There is a
documentary called The Central Park Five (2012),
which is about five black teenagers from New York who were falsely accused of
raping a young white woman in central park on April 19th 1989.
The film exposes overt racism, among other forms, from the
media in the form of the coverage they collectively gave the young men accused
before the trial commenced and during trial, this is highlighted by the fact
that there was a rooftop rape around the same time that was largely ignored by
the media because both the victim and her attacker were white. The five men
accused were part of a 25+ group of young men who set about harassing people
and destroying property in central park, the media jumped on the slang term for
this riotous act ‘wilding’ and linked the term with the rape and painted a
picture of ‘out of control’ ‘savage’ young black men running riot in central
New York. The institutional racism of New York’s police department and justice
department are both exposed, with the “institutional protectionism” received by
the district attorney and the police showcasing this.
The five young men accused Anton McCray,
Kevin Richardson, Yusef Salaam, Raymond Santana and Korey Wise were taken into
police custody and interrogated, without lawyers or caregivers present, for
between 14 to 30 hours, and after being coerced by detectives to give false
witness statements faced court and the eventual false imprisonment they each
faced.
Ken Burns, his daughter Sarah Burns and her
husband David McMahon directed the film, which was inspired by Sarah Burns’ thesis,
which is on the racist media coverage the central park five faced.
Eventually the men were acquitted after the
person who actually committed the crime confessed after feeling sorry for the
young men being falsely imprisoned for up to 13 years. Despite this in 2002 the
media were “obstinate about being wrong”. The central park five filed a civil
lawsuit in 2003 against the City of New York who refused to settle the lawsuit
until 2014 when the five received $41 million, as of December 2014 the five
were pursuing an additional $52 million in damages for the false accusations, false
imprisonment and robbing of childhood and life.
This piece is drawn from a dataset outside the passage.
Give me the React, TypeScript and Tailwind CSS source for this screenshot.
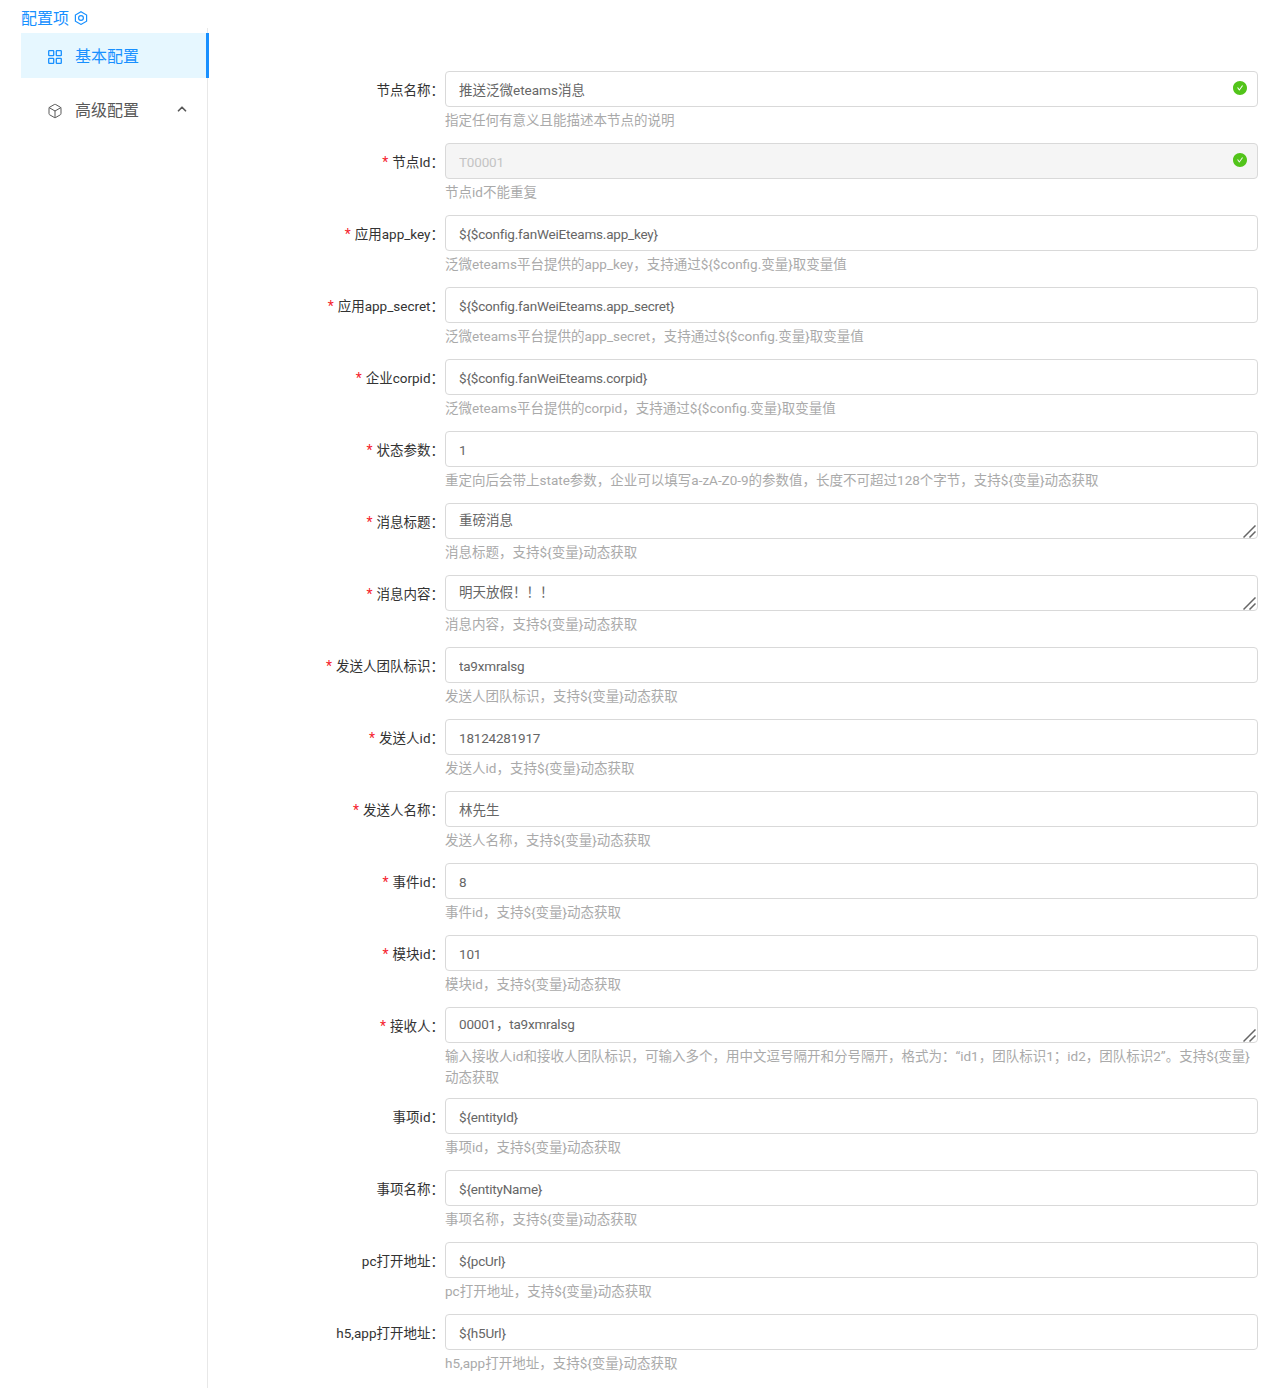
import { AiFillCheckCircle } from 'react-icons/ai';
import { Box, ChevronUp } from 'lucide-react';

type Field = {
    label: string;
    value: string;
    help: string;
    required?: boolean;
    textarea?: boolean;
    disabled?: boolean;
    valid?: boolean;
};

const fields: Field[] = [
    { label: '节点名称', value: '推送泛微eteams消息', help: '指定任何有意义且能描述本节点的说明', valid: true },
    { label: '节点Id', value: 'T00001', help: '节点id不能重复', required: true, disabled: true, valid: true },
    { label: '应用app_key', value: '${$config.fanWeiEteams.app_key}', help: '泛微eteams平台提供的app_key，支持通过${$config.变量}取变量值', required: true },
    { label: '应用app_secret', value: '${$config.fanWeiEteams.app_secret}', help: '泛微eteams平台提供的app_secret，支持通过${$config.变量}取变量值', required: true },
    { label: '企业corpid', value: '${$config.fanWeiEteams.corpid}', help: '泛微eteams平台提供的corpid，支持通过${$config.变量}取变量值', required: true },
    { label: '状态参数', value: '1', help: '重定向后会带上state参数，企业可以填写a-zA-Z0-9的参数值，长度不可超过128个字节，支持${变量}动态获取', required: true },
    { label: '消息标题', value: '重磅消息', help: '消息标题，支持${变量}动态获取', required: true, textarea: true },
    { label: '消息内容', value: '明天放假！！！', help: '消息内容，支持${变量}动态获取', required: true, textarea: true },
    { label: '发送人团队标识', value: 'ta9xmralsg', help: '发送人团队标识，支持${变量}动态获取', required: true },
    { label: '发送人id', value: '18124281917', help: '发送人id，支持${变量}动态获取', required: true },
    { label: '发送人名称', value: '林先生', help: '发送人名称，支持${变量}动态获取', required: true },
    { label: '事件id', value: '8', help: '事件id，支持${变量}动态获取', required: true },
    { label: '模块id', value: '101', help: '模块id，支持${变量}动态获取', required: true },
    { label: '接收人', value: '00001，ta9xmralsg', help: '输入接收人id和接收人团队标识，可输入多个，用中文逗号隔开和分号隔开，格式为：“id1，团队标识1；id2，团队标识2”。支持${变量}动态获取', required: true, textarea: true },
    { label: '事项id', value: '${entityId}', help: '事项id，支持${变量}动态获取' },
    { label: '事项名称', value: '${entityName}', help: '事项名称，支持${变量}动态获取' },
    { label: 'pc打开地址', value: '${pcUrl}', help: 'pc打开地址，支持${变量}动态获取' },
    { label: 'h5,app打开地址', value: '${h5Url}', help: 'h5,app打开地址，支持${变量}动态获取' },
];

function FormRow({ field }: { field: Field }) {
    // latin-only values sit a pixel lower than ones with CJK fallback glyphs
    const latinOnly = !/[\u4e00-\u9fa5]/.test(field.value);
    return (
        <div className="flex mb-[10px]">
            <div className="w-[236px] h-9 pt-[2px] flex items-center justify-end pr-[1px] text-[13.5px] text-[#333]">
                {field.required && <span className="text-[#f5222d] mr-1 text-[14px]">*</span>}
                <span>{field.label}：</span>
            </div>
            <div className="flex-1 min-w-0">
                <div className="relative h-9">
                    {field.textarea ? (
                        <>
                            <textarea
                                readOnly
                                defaultValue={field.value}
                                className={`block w-full h-9 min-h-9 resize-none border border-[#d9d9d9] rounded px-[13px] py-[5px] text-[13.5px] leading-[22px] text-[#666] outline-none ${latinOnly ? 'tracking-[-0.2px]' : ''}`}
                            />
                            <svg viewBox="0 0 13 13" className="absolute right-[2px] bottom-[1px] w-[13px] h-[13px]" stroke="#666" strokeWidth="1.5">
                                <path d="M0.5 12.5 12.5 0.5M6.5 12.5l6-6" />
                            </svg>
                        </>
                    ) : (
                        <input
                            readOnly
                            disabled={field.disabled}
                            defaultValue={field.value}
                            className={`block w-full h-9 border border-[#d9d9d9] rounded px-[13px] text-[13.5px] outline-none ${latinOnly ? 'pt-[2px] tracking-[-0.2px]' : ''} ${field.disabled ? 'bg-[#f5f5f5] text-[#c4c4c4]' : 'bg-white text-[#666]'}`}
                        />
                    )}
                    {field.valid && (
                        <AiFillCheckCircle className="absolute right-[10px] top-[9px] text-[#52c41a] text-[16px]" />
                    )}
                </div>
                <div className="min-h-[26px] pt-[3px] text-[13.5px] leading-[21px] text-[#aaa]">{field.help}</div>
            </div>
        </div>
    );
}

export default function App() {
    return (
        <div
            className="w-[1266px] h-[1388px] overflow-hidden bg-white flex"
            style={{ fontFamily: 'Roboto, "Noto Sans CJK SC", sans-serif' }}
        >
            {/* Sidebar */}
            <div className="w-[209px] pl-[21px] shrink-0">
                <div className="h-[28px] pt-[10px] flex items-start gap-[5px] text-[#1890ff] text-[16px] leading-[18px]">
                    <span>配置项</span>
                    <svg viewBox="0 0 14 14" className="w-[14px] h-[14px] mt-[1px]" fill="none" stroke="currentColor" strokeWidth="1.2">
                        <path d="M7 .8 12.6 4v6.2L7 13.4 1.4 10.2V4z" />
                        <circle cx="7" cy="7" r="2.4" />
                    </svg>
                </div>
                <div className="h-[1360px] pt-[5px] border-r border-[#e8e8e8] mr-[1px]">
                    <div className="h-[45px] -mr-[2px] bg-[#e6f7ff] border-r-[3px] border-[#1890ff] flex items-center pl-[27px] text-[#1890ff] text-[16px]">
                        <svg viewBox="0 0 14 14" className="w-[14px] h-[14px] mr-[13px] mt-[3px]" fill="none" stroke="currentColor" strokeWidth="1.3">
                            <rect x=".7" y=".7" width="5" height="5" rx=".6" />
                            <rect x="8.3" y=".7" width="5" height="5" rx=".6" />
                            <rect x=".7" y="8.3" width="5" height="5" rx=".6" />
                            <rect x="8.3" y="8.3" width="5" height="5" rx=".6" />
                        </svg>
                        <span className="mt-[3px]">基本配置</span>
                    </div>
                    <div className="mt-[9px] h-[45px] flex items-center pl-[26px] pr-[18px] text-[#595959] text-[16px]">
                        <Box className="w-[16px] h-[16px] mr-[12px] mt-[2px]" strokeWidth={1.5} />
                        <span className="flex-1 mt-[2px]">高级配置</span>
                        <ChevronUp className="w-[14px] h-[14px] -mt-[2px]" strokeWidth={3} />
                    </div>
                </div>
            </div>

            {/* Form */}
            <div className="flex-1 min-w-0 pt-[71px] pr-2">
                {fields.map(f => (
                    <FormRow key={f.label} field={f} />
                ))}
            </div>
        </div>
    );
}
N. J. Duru's academic paper ‘The Central Park Five, the Scottsboro Boys and the Myth of the Bestial Black Man’ also explores the institutional racism surrounding this case. Your point about the media's part to play is of particular importance as they used animalistic imagery, describing the boys as a "wolf pack" and such like. This links to the long standing beliefs concerning racial differences which liken blackness to savagery and dangerousness. By remarking that they were out of control it is implied that black men cannot be trusted and are inherently criminal.